**Short exercise:** Give the material once more, word for word, without any images.
━━ Supplied data
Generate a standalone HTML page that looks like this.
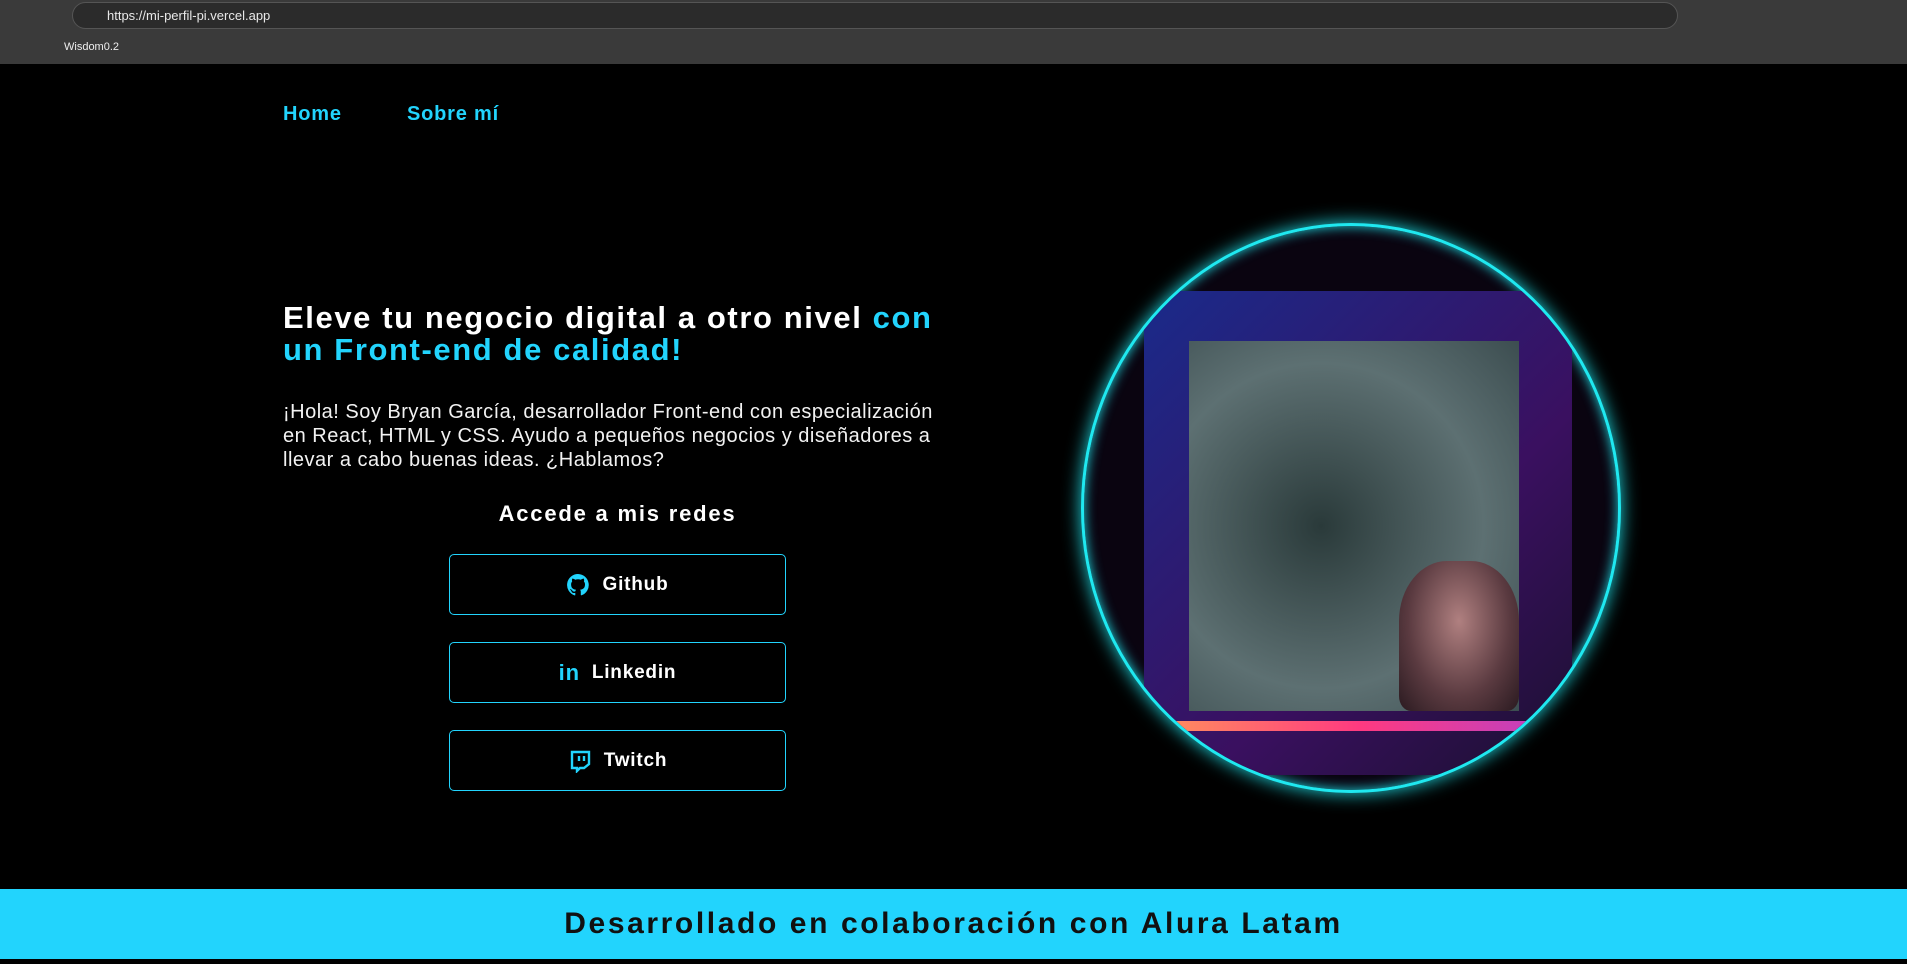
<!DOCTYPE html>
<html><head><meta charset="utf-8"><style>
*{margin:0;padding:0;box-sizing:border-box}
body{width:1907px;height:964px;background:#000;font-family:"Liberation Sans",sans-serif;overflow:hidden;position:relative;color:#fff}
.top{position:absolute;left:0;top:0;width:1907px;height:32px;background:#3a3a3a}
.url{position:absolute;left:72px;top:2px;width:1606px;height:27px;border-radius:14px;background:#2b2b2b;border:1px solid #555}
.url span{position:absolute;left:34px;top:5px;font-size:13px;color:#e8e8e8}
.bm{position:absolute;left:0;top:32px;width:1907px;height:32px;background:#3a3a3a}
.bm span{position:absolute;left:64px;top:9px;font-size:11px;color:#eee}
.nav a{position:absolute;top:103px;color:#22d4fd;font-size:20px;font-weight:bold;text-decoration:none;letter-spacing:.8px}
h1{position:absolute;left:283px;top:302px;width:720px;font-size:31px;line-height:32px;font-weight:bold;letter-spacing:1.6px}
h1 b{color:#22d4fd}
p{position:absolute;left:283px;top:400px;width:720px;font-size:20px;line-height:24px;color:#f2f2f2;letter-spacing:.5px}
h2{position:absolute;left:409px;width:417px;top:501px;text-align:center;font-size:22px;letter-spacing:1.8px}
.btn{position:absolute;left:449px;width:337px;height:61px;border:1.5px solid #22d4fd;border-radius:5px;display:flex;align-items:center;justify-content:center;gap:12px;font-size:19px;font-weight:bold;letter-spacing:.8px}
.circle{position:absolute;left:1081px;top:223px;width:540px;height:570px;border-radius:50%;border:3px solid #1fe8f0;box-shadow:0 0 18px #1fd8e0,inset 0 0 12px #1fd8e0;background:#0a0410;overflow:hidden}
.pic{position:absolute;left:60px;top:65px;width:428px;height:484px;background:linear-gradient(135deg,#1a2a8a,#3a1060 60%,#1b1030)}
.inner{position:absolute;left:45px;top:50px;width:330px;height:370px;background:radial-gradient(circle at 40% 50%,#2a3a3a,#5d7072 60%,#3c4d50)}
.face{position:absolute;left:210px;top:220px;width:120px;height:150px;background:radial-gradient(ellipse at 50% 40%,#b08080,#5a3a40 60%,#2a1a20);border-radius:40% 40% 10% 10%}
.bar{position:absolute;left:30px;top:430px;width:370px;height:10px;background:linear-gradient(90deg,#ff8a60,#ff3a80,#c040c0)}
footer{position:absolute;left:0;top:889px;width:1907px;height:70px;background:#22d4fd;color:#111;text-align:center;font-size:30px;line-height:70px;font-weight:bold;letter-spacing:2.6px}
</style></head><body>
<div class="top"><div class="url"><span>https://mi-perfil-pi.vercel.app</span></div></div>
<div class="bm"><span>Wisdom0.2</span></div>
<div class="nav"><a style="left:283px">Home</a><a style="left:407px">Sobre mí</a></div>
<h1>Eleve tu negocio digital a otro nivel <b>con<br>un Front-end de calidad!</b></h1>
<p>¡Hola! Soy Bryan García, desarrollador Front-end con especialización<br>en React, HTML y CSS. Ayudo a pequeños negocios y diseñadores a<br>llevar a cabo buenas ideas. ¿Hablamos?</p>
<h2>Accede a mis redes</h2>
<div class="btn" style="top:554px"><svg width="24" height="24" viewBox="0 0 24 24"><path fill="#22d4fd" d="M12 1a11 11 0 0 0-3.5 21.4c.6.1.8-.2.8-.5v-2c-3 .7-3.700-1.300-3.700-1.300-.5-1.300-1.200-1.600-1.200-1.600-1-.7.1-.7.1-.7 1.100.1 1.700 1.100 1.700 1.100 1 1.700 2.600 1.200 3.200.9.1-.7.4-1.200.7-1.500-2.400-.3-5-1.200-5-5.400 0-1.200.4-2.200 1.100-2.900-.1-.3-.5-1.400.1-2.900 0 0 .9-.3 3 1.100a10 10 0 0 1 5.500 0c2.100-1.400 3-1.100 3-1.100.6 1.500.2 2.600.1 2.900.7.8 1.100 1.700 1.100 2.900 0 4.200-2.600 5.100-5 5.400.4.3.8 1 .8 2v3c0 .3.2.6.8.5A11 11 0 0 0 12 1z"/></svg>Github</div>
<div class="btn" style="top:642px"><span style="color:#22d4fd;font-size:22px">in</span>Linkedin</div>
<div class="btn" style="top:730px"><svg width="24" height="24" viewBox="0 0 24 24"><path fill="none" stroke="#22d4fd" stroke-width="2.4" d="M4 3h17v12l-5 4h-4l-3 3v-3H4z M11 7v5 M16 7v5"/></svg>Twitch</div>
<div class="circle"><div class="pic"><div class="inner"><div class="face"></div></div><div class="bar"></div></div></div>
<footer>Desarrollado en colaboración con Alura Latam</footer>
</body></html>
━━━━
**Result of this task:**
Generate a standalone HTML page that looks like this.
<!DOCTYPE html>
<html><head><meta charset="utf-8"><style>
*{margin:0;padding:0;box-sizing:border-box}
body{width:1907px;height:964px;background:#000;font-family:"Liberation Sans",sans-serif;overflow:hidden;position:relative;color:#fff}
.top{position:absolute;left:0;top:0;width:1907px;height:32px;background:#3a3a3a}
.url{position:absolute;left:72px;top:2px;width:1606px;height:27px;border-radius:14px;background:#2b2b2b;border:1px solid #555}
.url span{position:absolute;left:34px;top:5px;font-size:13px;color:#e8e8e8}
.bm{position:absolute;left:0;top:32px;width:1907px;height:32px;background:#3a3a3a}
.bm span{position:absolute;left:64px;top:9px;font-size:11px;color:#eee}
.nav a{position:absolute;top:103px;color:#22d4fd;font-size:20px;font-weight:bold;text-decoration:none;letter-spacing:.8px}
h1{position:absolute;left:283px;top:302px;width:720px;font-size:31px;line-height:32px;font-weight:bold;letter-spacing:1.6px}
h1 b{color:#22d4fd}
p{position:absolute;left:283px;top:400px;width:720px;font-size:20px;line-height:24px;color:#f2f2f2;letter-spacing:.5px}
h2{position:absolute;left:409px;width:417px;top:501px;text-align:center;font-size:22px;letter-spacing:1.8px}
.btn{position:absolute;left:449px;width:337px;height:61px;border:1.5px solid #22d4fd;border-radius:5px;display:flex;align-items:center;justify-content:center;gap:12px;font-size:19px;font-weight:bold;letter-spacing:.8px}
.circle{position:absolute;left:1081px;top:223px;width:540px;height:570px;border-radius:50%;border:3px solid #1fe8f0;box-shadow:0 0 18px #1fd8e0,inset 0 0 12px #1fd8e0;background:#0a0410;overflow:hidden}
.pic{position:absolute;left:60px;top:65px;width:428px;height:484px;background:linear-gradient(135deg,#1a2a8a,#3a1060 60%,#1b1030)}
.inner{position:absolute;left:45px;top:50px;width:330px;height:370px;background:radial-gradient(circle at 40% 50%,#2a3a3a,#5d7072 60%,#3c4d50)}
.face{position:absolute;left:210px;top:220px;width:120px;height:150px;background:radial-gradient(ellipse at 50% 40%,#b08080,#5a3a40 60%,#2a1a20);border-radius:40% 40% 10% 10%}
.bar{position:absolute;left:30px;top:430px;width:370px;height:10px;background:linear-gradient(90deg,#ff8a60,#ff3a80,#c040c0)}
footer{position:absolute;left:0;top:889px;width:1907px;height:70px;background:#22d4fd;color:#111;text-align:center;font-size:30px;line-height:70px;font-weight:bold;letter-spacing:2.6px}
</style></head><body>
<div class="top"><div class="url"><span>https://mi-perfil-pi.vercel.app</span></div></div>
<div class="bm"><span>Wisdom0.2</span></div>
<div class="nav"><a style="left:283px">Home</a><a style="left:407px">Sobre mí</a></div>
<h1>Eleve tu negocio digital a otro nivel <b>con<br>un Front-end de calidad!</b></h1>
<p>¡Hola! Soy Bryan García, desarrollador Front-end con especialización<br>en React, HTML y CSS. Ayudo a pequeños negocios y diseñadores a<br>llevar a cabo buenas ideas. ¿Hablamos?</p>
<h2>Accede a mis redes</h2>
<div class="btn" style="top:554px"><svg width="24" height="24" viewBox="0 0 24 24"><path fill="#22d4fd" d="M12 1a11 11 0 0 0-3.5 21.4c.6.1.8-.2.8-.5v-2c-3 .7-3.700-1.300-3.700-1.300-.5-1.300-1.200-1.600-1.200-1.600-1-.7.1-.7.1-.7 1.100.1 1.700 1.100 1.700 1.100 1 1.700 2.600 1.200 3.200.9.1-.7.4-1.200.7-1.500-2.400-.3-5-1.200-5-5.400 0-1.200.4-2.200 1.100-2.900-.1-.3-.5-1.400.1-2.900 0 0 .9-.3 3 1.100a10 10 0 0 1 5.500 0c2.100-1.400 3-1.100 3-1.100.6 1.500.2 2.600.1 2.900.7.8 1.100 1.700 1.100 2.900 0 4.200-2.600 5.100-5 5.400.4.3.8 1 .8 2v3c0 .3.2.6.8.5A11 11 0 0 0 12 1z"/></svg>Github</div>
<div class="btn" style="top:642px"><span style="color:#22d4fd;font-size:22px">in</span>Linkedin</div>
<div class="btn" style="top:730px"><svg width="24" height="24" viewBox="0 0 24 24"><path fill="none" stroke="#22d4fd" stroke-width="2.4" d="M4 3h17v12l-5 4h-4l-3 3v-3H4z M11 7v5 M16 7v5"/></svg>Twitch</div>
<div class="circle"><div class="pic"><div class="inner"><div class="face"></div></div><div class="bar"></div></div></div>
<footer>Desarrollado en colaboración con Alura Latam</footer>
</body></html>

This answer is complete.